Who doesn't love a good thrift shop, yard sale or auction?! I know I do...a couple of weeks ago, Isabel and I went to a local auction for a look around and I scored a box full of these antique kitchen utensils for $6! I know you're thinking "whatchu talkin' bout Willis?!"...but that's no typo! Wooden handled beaters, spoons, spatulas, a flour sifter and sugar sieve, a madeleine pan, parmesan and cheese graters and a citrus juicer...for $6!!
Everything in that box was either made in Canada, the U.S, England or France...no plastic junk in there ready to break a week after purchase...all great quality kitchen tools made to last!
Just after Thanksgiving, I picked up this lamp in perfect condition at a little second hand shop for the bargain basement price of $8...no tax even!!
Look at the craftsmanship on the base...they don't make 'em like that anymore!
Also, I found this beautiful "Duffle" coat from another thrift shop for $25!
The name of this coat derives from the town of Duffel in the province of Antwerp, Belgium...this is where the material was fabricated for these particular garments (duffle bags were also originally made from the same material). Initially, the duffle coat came from the Polish military frock, developed in the 1820's but soon became the issued garment to the British Royal Navy. After WWII, the coats were available as government surplus stock and became quite popular, especially among students.
The distinctive features which made this coat so popular are the horn or wooden toggles that were simply fastened into leather loops. The hood which was easily worn over top of uniform hats and the two large, deep pockets stitched onto the front of the coat...I was quite excited to find such a high quality garment with such a rich history!
Another classic score are these pretty little birds that I also picked up at the auction.

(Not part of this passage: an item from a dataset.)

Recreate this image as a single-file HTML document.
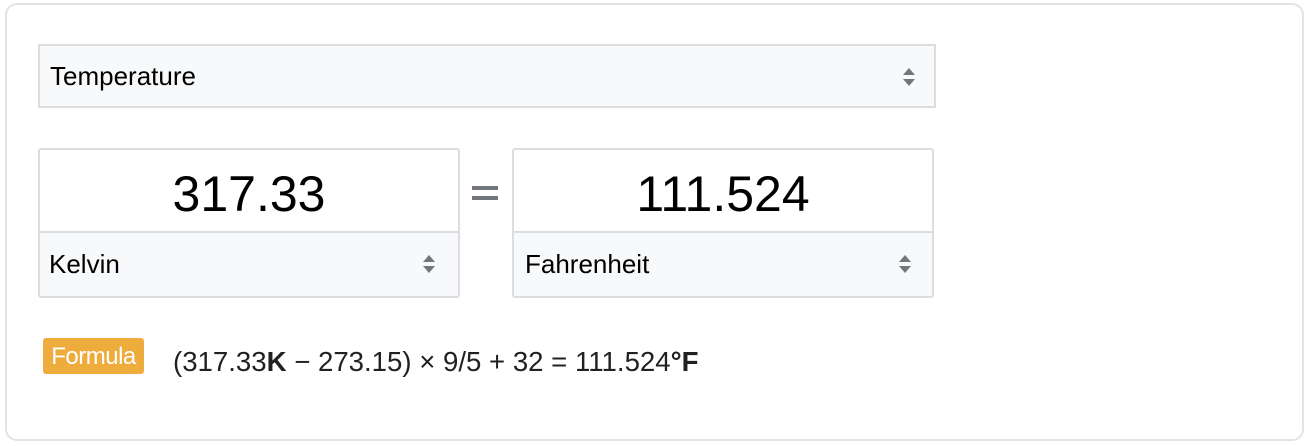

These semi porcelain figurines, made in Japan, were part of a collection of 30 numbered birds found inside boxes of Canadian Tender Leaf Tea in the late '50's and early '60's.
I picked up the full set of 30 figurines, all in mint condition for $6...Isabel loves these classic little treasures and was quite happy to sort them out by number and guess the name of each Canadian bird!
The same evening that I landed the "bird deal" at the auction, I also got a box full of lovely linens for $40! Beautifully embroidered tablecloths, finely crocheted table runners and doilies, starched cotton napkins and many pillow cases with pretty intricate designs on each set!
...these are just a few of the pillow cases that were in the box...look at the carefully hand stitched designs on the edges of the fabric...
Needlepoint, cross stitch and embroidery turn plain, white cotton pillow cases into works of art...I would imagine many years ago, these pieces were carefully wrapped up and presented to a young bride to be at her wedding shower.
It's very sad to me that these thoughtful, handmade gifts are no longer considered appropriate, now that there are gift registries where couples request everything but the kitchen sink! This is why I love rooting around auctions, thrift shops and yard sales because when I find treasures like these, it takes me back to a day when less was more.